For more than four decades, the Hyde Amendment has denied access to abortion care for low-income folxs who receive health insurance coverage through Medicaid — a burden that falls disproportionately on Black, Brown, and indigenous womxn. That’s why I, along with my sisters-in-service Congresswomen Barbara Lee, Jan Schakowsky and Alexandria Ocasio-Cortez, filed an amendment to finally repeal the Hyde Amendment.
In this moment of profound national reckoning, Congress must guarantee reproductive autonomy as a right for all people. I need you to take action to join me in the fight to abolish the Hyde Amendment.
As our communities continue to grapple with overlapping crises of public health, economic opportunity, and systemic racism, the first pro-choice majority in the history of the House of Representatives has a critical responsibility to leverage our power and actively dismantle all racist and discriminatory policies. Particularly policies that strip people of color, low-income people, immigrants, transgender and gender non-conforming people of comprehensive health care and the right to make decisions over their own bodies.

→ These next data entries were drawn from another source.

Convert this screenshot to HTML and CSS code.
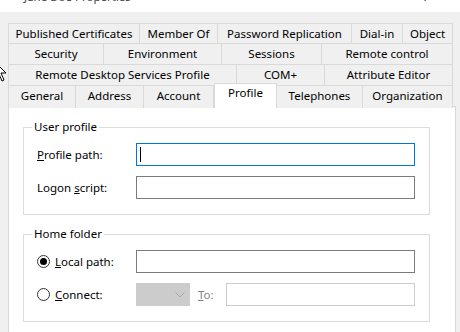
FILE: index.html
```html
<!DOCTYPE html>
<html lang="en">
<head>
    <meta charset="UTF-8">
    <title>Jane Doe Properties</title>
    <link rel="stylesheet" href="styles.css">
</head>
<body>
    <div class="titlebar">
        <span class="title">Jane Doe Properties</span>
        <span class="title-buttons"><span>?</span><span>&#x2715;</span></span>
    </div>

    <svg class="cursor" width="14" height="22" viewBox="0 0 14 22">
        <path d="M1 1 L1 17 L5 13 L8 20 L10 19 L7 12 L12 12 Z" fill="#fff" stroke="#000" stroke-width="1"/>
    </svg>

    <div class="dialog">
        <div class="tabs">
            <div class="tab-row row-1">
                <div class="tab">Published Certificates</div>
                <div class="tab">Member Of</div>
                <div class="tab">Password Replication</div>
                <div class="tab">Dial-in</div>
                <div class="tab">Object</div>
            </div>
            <div class="tab-row row-2">
                <div class="tab">Security</div>
                <div class="tab">Environment</div>
                <div class="tab">Sessions</div>
                <div class="tab">Remote control</div>
            </div>
            <div class="tab-row row-3">
                <div class="tab">Remote Desktop Services Profile</div>
                <div class="tab">COM+</div>
                <div class="tab">Attribute Editor</div>
            </div>
            <div class="tab-row row-4">
                <div class="tab">General</div>
                <div class="tab">Address</div>
                <div class="tab">Account</div>
                <div class="tab active">Profile</div>
                <div class="tab">Telephones</div>
                <div class="tab">Organization</div>
            </div>
        </div>

        <div class="panel">
            <fieldset class="group">
                <legend>User profile</legend>
                <div class="field">
                    <label class="label"><span><u>P</u>rofile path:</span></label>
                    <div class="textbox focused"><span class="caret"></span></div>
                </div>
                <div class="field">
                    <label class="label"><span>Logon <u>s</u>cript:</span></label>
                    <div class="textbox"></div>
                </div>
            </fieldset>

            <fieldset class="group">
                <legend>Home folder</legend>
                <div class="field">
                    <label class="label radio-label"><span class="radio checked"></span><span><u>L</u>ocal path:</span></label>
                    <div class="textbox"></div>
                </div>
                <div class="field">
                    <label class="label radio-label"><span class="radio"></span><span><u>C</u>onnect:</span></label>
                    <div class="combo">
                        <svg width="10" height="6" viewBox="0 0 10 6"><path d="M0.5 0.5 L5 5 L9.5 0.5" fill="none" stroke="#a6a6a6" stroke-width="1"/></svg>
                    </div>
                    <span class="to-label"><u>T</u>o:</span>
                    <div class="textbox disabled"></div>
                </div>
            </fieldset>
        </div>
    </div>
</body>
</html>
```

FILE: styles.css
```css
body {
    margin: 0;
    width: 460px;
    height: 332px;
    overflow: hidden;
    position: relative;
    font-family: "Segoe UI", "Noto Sans", sans-serif;
    font-size: 11.5px;
    color: #000;
    background-color: #f0f0f0;
}
.titlebar {
    height: 12px;
    overflow: hidden;
    background-color: #fff;
    display: flex;
    justify-content: space-between;
    padding: 0 12px 0 24px;
}
.title {
    margin-top: -11px;
    line-height: 16px;
    color: #444;
}
.title-buttons {
    margin-top: -11px;
    line-height: 16px;
    display: flex;
    gap: 10px;
    color: #444;
}
.cursor {
    position: absolute;
    left: -6px;
    top: 61px;
}
.dialog {
    padding: 11px 0 0 8px;
}
.tab-row {
    display: grid;
    height: 21px;
}
.tab-row.row-1 {
    height: 20px;
    grid-template-columns: 132px 78px 134px 51px 50px;
}
.tab-row.row-2 {
    grid-template-columns: 96px 118px 100px 131px;
}
.tab-row.row-3 {
    grid-template-columns: 229px 88px 128px;
}
.tab-row.row-4 {
    grid-template-columns: 68px 68px 70px 63px 86px 90px;
}
.tab {
    box-sizing: border-box;
    border-top: 1px solid #d9d9d9;
    border-right: 1px solid #d9d9d9;
    background-color: #f0f0f0;
    text-align: center;
    line-height: 19px;
    white-space: nowrap;
}
.tab:first-child {
    border-left: 1px solid #d9d9d9;
}
.tab.active {
    position: relative;
    z-index: 1;
    align-self: start;
    height: 25px;
    margin-top: -2px;
    background-color: #fff;
    border-left: 1px solid #d9d9d9;
    line-height: 18px;
}
.panel {
    box-sizing: border-box;
    width: 448px;
    height: 240px;
    background-color: #fff;
    border: 1px solid #d9d9d9;
    padding-top: 12px;
}
.group {
    box-sizing: border-box;
    width: 407px;
    margin: 0 0 11px 14px;
    padding: 8px 14px 15px 13px;
    border: 1px solid #dcdcdc;
}
.group legend {
    padding: 0 2px;
    margin-left: -5px;
    line-height: 16px;
}
.field {
    display: flex;
    align-items: center;
    height: 23px;
}
.field + .field {
    margin-top: 10px;
}
.label {
    width: 99px;
    flex: none;
    display: flex;
    align-items: center;
    white-space: nowrap;
}
.radio-label {
    gap: 5px;
}
.radio {
    box-sizing: border-box;
    width: 13px;
    height: 13px;
    border: 1px solid #333;
    border-radius: 50%;
    position: relative;
}
.radio.checked::after {
    content: "";
    position: absolute;
    left: 2px;
    top: 2px;
    width: 7px;
    height: 7px;
    border-radius: 50%;
    background-color: #000;
}
.textbox {
    box-sizing: border-box;
    flex: 1;
    height: 23px;
    border: 1px solid #7a7a7a;
    background-color: #fff;
    position: relative;
}
.textbox.focused {
    border-color: #0078d7;
}
.textbox.disabled {
    border-color: #cccccc;
}
.caret {
    position: absolute;
    left: 3px;
    top: 3px;
    width: 1px;
    height: 15px;
    background-color: #000;
}
.combo {
    box-sizing: border-box;
    width: 54px;
    height: 23px;
    background-color: #cccccc;
    display: flex;
    align-items: center;
    justify-content: flex-end;
    padding-right: 5px;
}
.to-label {
    width: 36px;
    padding-left: 8px;
    box-sizing: border-box;
    color: #838383;
}
```
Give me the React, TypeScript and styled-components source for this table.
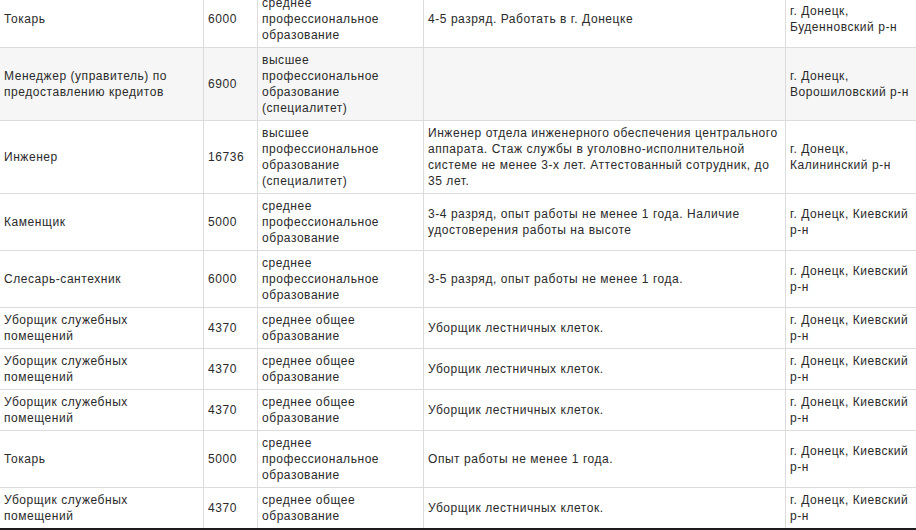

In this moment, where the Trump Administration and anti-choice politicians in legislatures across the country have made it clear that they will stop at nothing to ban abortion care, it is no longer enough to simply say that you are “pro-choice” — we must actively work to ensure that every person has access to comprehensive reproductive healthcare, including abortion. Congress must legislate and vote like lives depend on it, because they do.
As Democrats, we must proactively legislate in pursuit of racial and reproductive justice, and meaningfully advance policies that affirm that abortion care is health care and health care is a fundamental human right.